═════ DATA SEGMENT ═════

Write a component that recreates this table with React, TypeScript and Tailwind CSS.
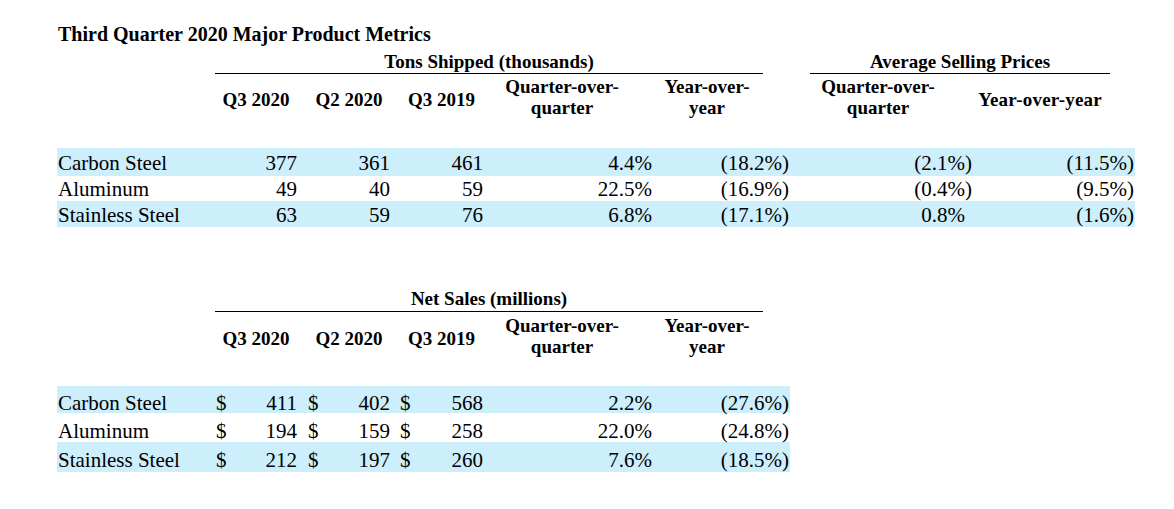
import React from 'react';

const serif = { fontFamily: '"Liberation Serif", "Times New Roman", serif' };

const tonsRows = [
  { label: 'Carbon Steel', vals: ['377', '361', '461', '4.4%', '(18.2%)', '(2.1%)', '(11.5%)'], band: true },
  { label: 'Aluminum', vals: ['49', '40', '59', '22.5%', '(16.9%)', '(0.4%)', '(9.5%)'], band: false },
  { label: 'Stainless Steel', vals: ['63', '59', '76', '6.8%', '(17.1%)', '0.8%', '(1.6%)'], band: true },
];

const salesRows = [
  { label: 'Carbon Steel', vals: ['411', '402', '568', '2.2%', '(27.6%)'], band: true },
  { label: 'Aluminum', vals: ['194', '159', '258', '22.0%', '(24.8%)'], band: false },
  { label: 'Stainless Steel', vals: ['212', '197', '260', '7.6%', '(18.5%)'], band: true },
];

// positive percents keep the room of a closing paren, like the Excel number format
const Pct = ({ v }: { v: string }) => (
  <>
    {v}
    {v.startsWith('(') ? null : <span className="invisible">)</span>}
  </>
);

const rowSizes1 = ['h-[28px] pt-[3px]', 'h-[25px] pt-[1px]', 'h-[26px] pt-[2px]'];
const rowSizes2 = ['h-[27px] pt-[5px]', 'h-[29px] pt-[6px]', 'h-[30px] pt-[6px]'];

const QuarterHeaders = () => (
  <>
    <div className="w-[82px] shrink-0 text-center mt-[4px]">Q3 2020</div>
    <div className="w-[104px] shrink-0 text-center mt-[4px]">Q2 2020</div>
    <div className="w-[81px] shrink-0 text-center mt-[4px]">Q3 2019</div>
    <div className="w-[160px] shrink-0 text-center">
      Quarter-over-
      <br />
      quarter
    </div>
    <div className="w-[130px] shrink-0 text-center">
      Year-over-
      <br />
      year
    </div>
  </>
);

export default function App() {
  return (
    <div className="w-[1174px] h-[509px] bg-white text-black overflow-hidden" style={serif}>
      <div className="pl-[57px] pt-[22px]">
        {/* Title */}
        <h1 className="text-[20px] leading-[24px] font-bold pl-[1px]">
          Third Quarter 2020 Major Product Metrics
        </h1>

        {/* Tons shipped + ASP */}
        <div className="flex mt-[5px] text-[19px] font-bold leading-[22px]">
          <div className="w-[158px] shrink-0" />
          <div className="w-[548px] shrink-0 h-[23px] border-b border-black text-center">
            Tons Shipped (thousands)
          </div>
          <div className="w-[47px] shrink-0" />
          <div className="w-[300px] shrink-0 h-[23px] border-b border-black text-center">
            Average Selling Prices
          </div>
        </div>

        <div className="flex items-center mt-[2px] h-[42px] text-[19px] font-bold leading-[21px]">
          <div className="w-[158px] shrink-0" />
          <QuarterHeaders />
          <div className="w-[212px] shrink-0 text-center">
            Quarter-over-
            <br />
            quarter
          </div>
          <div className="w-[112px] shrink-0 flex justify-center mt-[4px] whitespace-nowrap tracking-[0.2px]">
            Year-over-year
          </div>
        </div>

        <div className="mt-[30px] text-[21px] leading-[25px]">
          {tonsRows.map((r, i) => (
            <div
              key={r.label}
              className={`flex w-[1078px] ${rowSizes1[i]} ${r.band ? 'bg-[#cdeefb]' : ''}`}
            >
              <div className="w-[158px] shrink-0 pl-[1px]">{r.label}</div>
              <div className="w-[82px] shrink-0 text-right">{r.vals[0]}</div>
              <div className="w-[93px] shrink-0 text-right">{r.vals[1]}</div>
              <div className="w-[93px] shrink-0 text-right">{r.vals[2]}</div>
              <div className="w-[176px] shrink-0 text-right">
                <Pct v={r.vals[3]} />
              </div>
              <div className="w-[130px] shrink-0 text-right">
                <Pct v={r.vals[4]} />
              </div>
              <div className="w-[183px] shrink-0 text-right">
                <Pct v={r.vals[5]} />
              </div>
              <div className="w-[162px] shrink-0 text-right">
                <Pct v={r.vals[6]} />
              </div>
            </div>
          ))}
        </div>

        {/* Net sales */}
        <div className="flex mt-[61px] text-[19px] font-bold leading-[22px]">
          <div className="w-[158px] shrink-0" />
          <div className="w-[548px] shrink-0 h-[24px] border-b border-black text-center">
            Net Sales (millions)
          </div>
        </div>

        <div className="flex items-center mt-[3px] h-[42px] text-[19px] font-bold leading-[21px]">
          <div className="w-[158px] shrink-0" />
          <QuarterHeaders />
        </div>

        <div className="mt-[29px] text-[21px] leading-[25px]">
          {salesRows.map((r, i) => (
            <div
              key={r.label}
              className={`flex w-[733px] ${rowSizes2[i]} ${r.band ? 'bg-[#cdeefb]' : ''}`}
            >
              <div className="w-[158px] shrink-0 pl-[1px]">{r.label}</div>
              <div className="w-[82px] shrink-0 flex justify-between pl-[1px]">
                <span>$</span>
                <span>{r.vals[0]}</span>
              </div>
              <div className="w-[93px] shrink-0 flex justify-between pl-[11px]">
                <span>$</span>
                <span>{r.vals[1]}</span>
              </div>
              <div className="w-[93px] shrink-0 flex justify-between pl-[10px]">
                <span>$</span>
                <span>{r.vals[2]}</span>
              </div>
              <div className="w-[176px] shrink-0 text-right">
                <Pct v={r.vals[3]} />
              </div>
              <div className="w-[130px] shrink-0 text-right">
                <Pct v={r.vals[4]} />
              </div>
            </div>
          ))}
        </div>
      </div>
    </div>
  );
}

═════

• WRITTEN PROBLEM:
Every line of the material is to be quoted exactly, with no pictures carried over.

• TASK ANSWER:
Write a component that recreates this table with React, TypeScript and Tailwind CSS.
import React from 'react';

const serif = { fontFamily: '"Liberation Serif", "Times New Roman", serif' };

const tonsRows = [
  { label: 'Carbon Steel', vals: ['377', '361', '461', '4.4%', '(18.2%)', '(2.1%)', '(11.5%)'], band: true },
  { label: 'Aluminum', vals: ['49', '40', '59', '22.5%', '(16.9%)', '(0.4%)', '(9.5%)'], band: false },
  { label: 'Stainless Steel', vals: ['63', '59', '76', '6.8%', '(17.1%)', '0.8%', '(1.6%)'], band: true },
];

const salesRows = [
  { label: 'Carbon Steel', vals: ['411', '402', '568', '2.2%', '(27.6%)'], band: true },
  { label: 'Aluminum', vals: ['194', '159', '258', '22.0%', '(24.8%)'], band: false },
  { label: 'Stainless Steel', vals: ['212', '197', '260', '7.6%', '(18.5%)'], band: true },
];

// positive percents keep the room of a closing paren, like the Excel number format
const Pct = ({ v }: { v: string }) => (
  <>
    {v}
    {v.startsWith('(') ? null : <span className="invisible">)</span>}
  </>
);

const rowSizes1 = ['h-[28px] pt-[3px]', 'h-[25px] pt-[1px]', 'h-[26px] pt-[2px]'];
const rowSizes2 = ['h-[27px] pt-[5px]', 'h-[29px] pt-[6px]', 'h-[30px] pt-[6px]'];

const QuarterHeaders = () => (
  <>
    <div className="w-[82px] shrink-0 text-center mt-[4px]">Q3 2020</div>
    <div className="w-[104px] shrink-0 text-center mt-[4px]">Q2 2020</div>
    <div className="w-[81px] shrink-0 text-center mt-[4px]">Q3 2019</div>
    <div className="w-[160px] shrink-0 text-center">
      Quarter-over-
      <br />
      quarter
    </div>
    <div className="w-[130px] shrink-0 text-center">
      Year-over-
      <br />
      year
    </div>
  </>
);

export default function App() {
  return (
    <div className="w-[1174px] h-[509px] bg-white text-black overflow-hidden" style={serif}>
      <div className="pl-[57px] pt-[22px]">
        {/* Title */}
        <h1 className="text-[20px] leading-[24px] font-bold pl-[1px]">
          Third Quarter 2020 Major Product Metrics
        </h1>

        {/* Tons shipped + ASP */}
        <div className="flex mt-[5px] text-[19px] font-bold leading-[22px]">
          <div className="w-[158px] shrink-0" />
          <div className="w-[548px] shrink-0 h-[23px] border-b border-black text-center">
            Tons Shipped (thousands)
          </div>
          <div className="w-[47px] shrink-0" />
          <div className="w-[300px] shrink-0 h-[23px] border-b border-black text-center">
            Average Selling Prices
          </div>
        </div>

        <div className="flex items-center mt-[2px] h-[42px] text-[19px] font-bold leading-[21px]">
          <div className="w-[158px] shrink-0" />
          <QuarterHeaders />
          <div className="w-[212px] shrink-0 text-center">
            Quarter-over-
            <br />
            quarter
          </div>
          <div className="w-[112px] shrink-0 flex justify-center mt-[4px] whitespace-nowrap tracking-[0.2px]">
            Year-over-year
          </div>
        </div>

        <div className="mt-[30px] text-[21px] leading-[25px]">
          {tonsRows.map((r, i) => (
            <div
              key={r.label}
              className={`flex w-[1078px] ${rowSizes1[i]} ${r.band ? 'bg-[#cdeefb]' : ''}`}
            >
              <div className="w-[158px] shrink-0 pl-[1px]">{r.label}</div>
              <div className="w-[82px] shrink-0 text-right">{r.vals[0]}</div>
              <div className="w-[93px] shrink-0 text-right">{r.vals[1]}</div>
              <div className="w-[93px] shrink-0 text-right">{r.vals[2]}</div>
              <div className="w-[176px] shrink-0 text-right">
                <Pct v={r.vals[3]} />
              </div>
              <div className="w-[130px] shrink-0 text-right">
                <Pct v={r.vals[4]} />
              </div>
              <div className="w-[183px] shrink-0 text-right">
                <Pct v={r.vals[5]} />
              </div>
              <div className="w-[162px] shrink-0 text-right">
                <Pct v={r.vals[6]} />
              </div>
            </div>
          ))}
        </div>

        {/* Net sales */}
        <div className="flex mt-[61px] text-[19px] font-bold leading-[22px]">
          <div className="w-[158px] shrink-0" />
          <div className="w-[548px] shrink-0 h-[24px] border-b border-black text-center">
            Net Sales (millions)
          </div>
        </div>

        <div className="flex items-center mt-[3px] h-[42px] text-[19px] font-bold leading-[21px]">
          <div className="w-[158px] shrink-0" />
          <QuarterHeaders />
        </div>

        <div className="mt-[29px] text-[21px] leading-[25px]">
          {salesRows.map((r, i) => (
            <div
              key={r.label}
              className={`flex w-[733px] ${rowSizes2[i]} ${r.band ? 'bg-[#cdeefb]' : ''}`}
            >
              <div className="w-[158px] shrink-0 pl-[1px]">{r.label}</div>
              <div className="w-[82px] shrink-0 flex justify-between pl-[1px]">
                <span>$</span>
                <span>{r.vals[0]}</span>
              </div>
              <div className="w-[93px] shrink-0 flex justify-between pl-[11px]">
                <span>$</span>
                <span>{r.vals[1]}</span>
              </div>
              <div className="w-[93px] shrink-0 flex justify-between pl-[10px]">
                <span>$</span>
                <span>{r.vals[2]}</span>
              </div>
              <div className="w-[176px] shrink-0 text-right">
                <Pct v={r.vals[3]} />
              </div>
              <div className="w-[130px] shrink-0 text-right">
                <Pct v={r.vals[4]} />
              </div>
            </div>
          ))}
        </div>
      </div>
    </div>
  );
}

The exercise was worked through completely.